Suggested reserve starting rates
These are starting points, not advice. Refine after the first full year of trading. Sole trader / freelancer (low to mid income): - Income tax + NI / social: ~25–30% of net revenue - VAT (where registered): pass-through, reserve 100% of collected amount Limited company / corporation (low to mid profit): - Corporate tax: ~20–25% of expected profit - Owner salary / dividends income tax: depends on personal extraction strategy US LLC / S-corp (illustrative): - Federal + state income tax: ~25–35% of net profit - Self-employment tax (where applicable): ~15% of net profit Always confirm rates with a qualified professional in your jurisdiction.

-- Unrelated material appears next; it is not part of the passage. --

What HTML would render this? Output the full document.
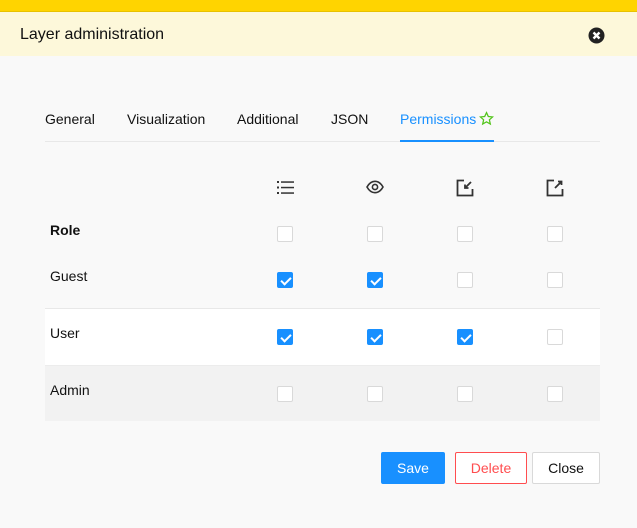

These rates are deliberately conservative. Over-reserving is recoverable; under-reserving is a cash crisis.
Tips
- Use a separate bank account, not a sub-ledger in your head. Friction prevents accidental spending.
- Reserve at the moment cash arrives, not at the moment you remember to.
- Recalibrate the reserve rate annually — tax rates and your own income mix change.
- Treat VAT or sales tax differently from income tax — they are pass-through, not yours.
- Top up at month end if the tax account is short. Do not wait for filing day to discover it.
Frequently asked questions
- What if I cannot afford to reserve the full amount?
- Reserve what you can, even if it is half the right rate. Partial reserve is far better than no reserve. Then look hard at the spending side — tax is a fixed cost of trading, not a discretionary one.
- Should the reserve account be a savings account?
- Yes if it pays interest, no if accessing it requires friction that delays your tax payment. A simple separate current account is fine for most small businesses.